Everyday Feels a Little More Like “I’m Home!”

It’s almost here.

We know we’re not supposed to think about it or talk about it. The countdown. 

Perhaps there are those who don’t want others to think they’re soft or aren’t pining away for their family and loved ones at home. Some don’t say anything about the time remaining because it psychologically makes time pass slower. Others avoid the topic for realization that dates scheduled for return aren’t set in stone; avoid getting your hopes up in order to prevent disappointment if schedules get “bumped.”

|time out|

I wrote “Everyday Feels a Little More Like Goodbye” before I mobilized and deployed with 2-124 Infantry Battalion of the Florida Army National Guard in the summer of 2015.  It summarized my thoughts and feelings as we prepared to leave our homes and families.

I started writing this new post right before we returned home during the summer of 2016.  I set it on the shelf with plans to finish it shortly after returning home.  However, I’ve spent the last 12 months making up for my time away from Katherine, Gabe, my family, extended “family” and friends.  So, now I’m finishing.

|time in|

We unceremoniously boarded the plane during a humid evening in Djibouti City bound for Fort Bliss, Texas.  The only parade that led us to our plane was the convoy of passenger vans that shuttled us across the airfield.  It felt more like NASCAR than an escort as drivers jockeyed for position, weaving in and out of each other and avoiding collisions enroute.  Some of us wondered if we’d made it through 9 months “in country” only to perish in this final half mile.  Prayers were said.  Others called out to mysterious gods with creative language.  Fortunately, we made it to the awaiting plane, unscathed.

We hopped across cities in Europe and the U.S. to finally land in El Paso, Texas.  The cool, dry air that greeted us was a stark difference from the 90% humidity and 110° heat of Djibouti (and it hadn’t even gotten hot yet).  We were happy to be on home soil even if it wasn’t Florida.

After two weeks of decompression and post-deployment requirements at Bliss, we were chartered home by air to rejoin our families at a welcome home ceremony. 

I scanned the crowd which packed our armory as I walked through the armory doors.  I locked onto Gabe’s face within seconds, which was easy since he was hoisted up on his granddad’s shoulders.  I saw Katherine’s beautiful smile next.  A lump filled my throat.  Tom and Alice, Katherine’s parents were nestled alongside.  Our dear friends, Nate and Liz were there too with their children, Sophie and Nolan. 

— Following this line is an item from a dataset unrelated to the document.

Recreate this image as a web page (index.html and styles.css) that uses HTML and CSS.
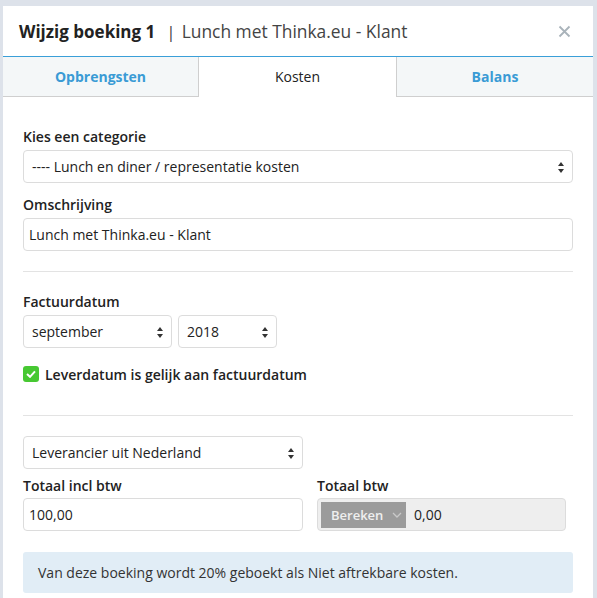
FILE: index.html
```html
<!DOCTYPE html>
<html>
<head>
<meta charset="utf-8">
<link rel="stylesheet" href="styles.css">
</head>
<body>
<div class="modal">
  <div class="modal-header">
    <span class="title">Wijzig boeking 1</span>
    <span class="sep">|</span>
    <span class="subtitle">Lunch met Thinka.eu - Klant</span>
    <span class="close">
      <svg width="13" height="13" viewBox="0 0 13 13"><path d="M1.5 1.5 L11.5 11.5 M11.5 1.5 L1.5 11.5" stroke="#a9b3ba" stroke-width="1.8" fill="none"/></svg>
    </span>
  </div>
  <div class="tabs">
    <div class="tab">Opbrengsten</div>
    <div class="tab active">Kosten</div>
    <div class="tab">Balans</div>
  </div>
  <div class="content">
    <div class="field">
      <label class="lbl">Kies een categorie</label>
      <div class="select full">---- Lunch en diner / representatie kosten<span class="arrows"></span></div>
    </div>
    <div class="field">
      <label class="lbl">Omschrijving</label>
      <div class="input full">Lunch met Thinka.eu - Klant</div>
    </div>
    <hr class="divider">
    <div class="field">
      <label class="lbl">Factuurdatum</label>
      <div class="row-dates">
        <div class="select month">september<span class="arrows"></span></div>
        <div class="select year">2018<span class="arrows"></span></div>
      </div>
    </div>
    <div class="check-row">
      <span class="checkbox">
        <svg width="10" height="8" viewBox="0 0 10 8"><path d="M1 4 L4 6.8 L9 1.3" stroke="#fff" stroke-width="2" fill="none"/></svg>
      </span>
      <span class="check-lbl">Leverdatum is gelijk aan factuurdatum</span>
    </div>
    <hr class="divider second">
    <div class="select supplier">Leverancier uit Nederland<span class="arrows"></span></div>
    <div class="totals">
      <div class="col">
        <label class="lbl">Totaal incl btw</label>
        <div class="input">100,00</div>
      </div>
      <div class="col col-btw">
        <label class="lbl">Totaal btw</label>
        <div class="input disabled">
          <span class="btn-calc">Bereken
            <svg width="10" height="6" viewBox="0 0 10 6"><path d="M1 1 L5 5 L9 1" stroke="#c9c9c9" stroke-width="1.3" fill="none"/></svg>
          </span>
          <span class="val">0,00</span>
        </div>
      </div>
    </div>
    <div class="alert">Van deze boeking wordt 20% geboekt als Niet aftrekbare kosten.</div>
  </div>
</div>
</body>
</html>
```

FILE: styles.css
```css
* { box-sizing: border-box; }
html, body {
  margin: 0;
  padding: 0;
  background: #dde2ea;
  font-family: "Open Sans", "Liberation Sans", sans-serif;
  color: #333;
}
.modal {
  margin: 6px 0 0 3px;
  width: 590px;
  height: 600px;
  background: #fff;
}
.modal-header {
  height: 51px;
  border-bottom: 1px solid #3a9fd8;
  display: flex;
  align-items: center;
  padding: 0 22px 0 16px;
  font-size: 17px;
}
.title {
  font-weight: 700;
  color: #222;
}
.sep {
  margin: 0 6px 0 11px;
  color: #444;
}
.subtitle {
  color: #444;
  font-size: 17.4px;
}
.close {
  margin-left: auto;
  display: flex;
}
.tabs {
  display: flex;
  height: 40px;
}
.tab {
  flex: 0 0 197px;
  display: flex;
  align-items: center;
  justify-content: center;
  background: #f4f7f8;
  color: #3a9bd5;
  font-weight: 700;
  font-size: 14px;
  border-bottom: 1px solid #cfcfcf;
}
.tab:first-child {
  flex-basis: 196px;
  border-right: 1px solid #cfcfcf;
}
.tab:last-child {
  border-left: 1px solid #cfcfcf;
}
.tab.active {
  background: #fff;
  color: #222;
  font-weight: 400;
  border-bottom-color: transparent;
}
.content {
  padding: 30px 20px 0 20px;
}
.field {
  margin-bottom: 12px;
}
.lbl {
  display: block;
  font-size: 14px;
  font-weight: 600;
  color: #222;
  line-height: 20px;
  margin-bottom: 3px;
}
.select, .input {
  position: relative;
  height: 33px;
  border: 1px solid #dcdcdc;
  border-radius: 4px;
  font-size: 14px;
  line-height: 31px;
  color: #222;
  background: #fff;
  white-space: nowrap;
}
.select {
  padding-left: 8px;
}
.input {
  padding-left: 5px;
}
.arrows {
  position: absolute;
  right: 7px;
  top: 11px;
  width: 7px;
  height: 11px;
}
.arrows::before, .arrows::after {
  content: "";
  position: absolute;
  left: 0;
  border-left: 3.5px solid transparent;
  border-right: 3.5px solid transparent;
}
.arrows::before {
  top: 0;
  border-bottom: 4px solid #333;
}
.arrows::after {
  bottom: 0;
  border-top: 4px solid #333;
}
.full { width: 550px; }
.divider {
  border: 0;
  border-top: 1px solid #e3e3e3;
  margin: 20px 0 20px 0;
}
.row-dates {
  display: flex;
  gap: 6px;
}
.month { width: 149px; }
.year { width: 99px; }
.check-row {
  display: flex;
  align-items: center;
  margin-top: 16px;
  height: 20px;
}
.checkbox {
  width: 16px;
  height: 16px;
  border-radius: 3px;
  background: #47c832;
  display: inline-flex;
  align-items: center;
  justify-content: center;
  margin-right: 6px;
}
.check-lbl {
  font-size: 14px;
  font-weight: 600;
  color: #222;
}
.divider.second {
  margin: 31px 0 20px 0;
}
.supplier {
  width: 280px;
  margin-bottom: 7px;
}
.totals {
  display: flex;
  gap: 14px;
}
.col { width: 280px; }
.col-btw { width: 249px; }
.col .lbl { margin-bottom: 2px; }
.col .input { height: 33px; }
.input.disabled {
  background: #eeeeee;
  padding: 3px;
  display: flex;
  align-items: center;
  line-height: normal;
}
.btn-calc {
  height: 26px;
  width: 85px;
  background: #9b9b9b;
  color: #efefef;
  font-size: 13px;
  font-weight: 600;
  display: flex;
  align-items: center;
  padding-left: 10px;
  gap: 9px;
}
.val {
  margin-left: 8px;
  font-size: 14px;
  color: #222;
}
.alert {
  margin-top: 21px;
  height: 41px;
  width: 550px;
  background: #e1edf6;
  border-radius: 3px;
  font-size: 14px;
  color: #333;
  padding-left: 15px;
  display: flex;
  align-items: center;
}
```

I was concerned.  Gabe had just turned 4yrs old a few short months before my return.  Since he was 3yrs old for most of my time away, I was concerned as to whether he would recognize me or my voice.  We FaceTime’d multiple times during the deployment, but I’d known Soldiers whose children had trouble remembering them once they returned.

As we marched in, I waved to Gabe and mouthed to him from a distance, “It’s me. Dad.”  He smiled a big smile and nodded “yes.”  It was all I could do to hold the tears back.  

I looked at Katherine and saw love and relief in her eyes.  We were together again.  This was the second deployment through which we have persevered.  Her internal fortitude and resilience are a bulwark of our marriage.  She faced many tough days alone, yet she relayed tenderness and love across the time zones that separated us.  She is my true love.

After a few ceremonial remarks and an official “welcome home” from a representative from State Headquarters, we were released to our families.  I turned and kneeled to invite Gabe to me.  He cautiously walked a few steps, then lunged at me and wrapped his arms around my neck and squeezed long and hard.  Oxygen didn’t matter in that moment.  His hug was the breath I needed.

I stood to embrace Katherine.  Gabe wouldn’t let go, so we all hugged and kissed in a big Sellon huddle.  

I was home. Home isn’t geography. It’s family.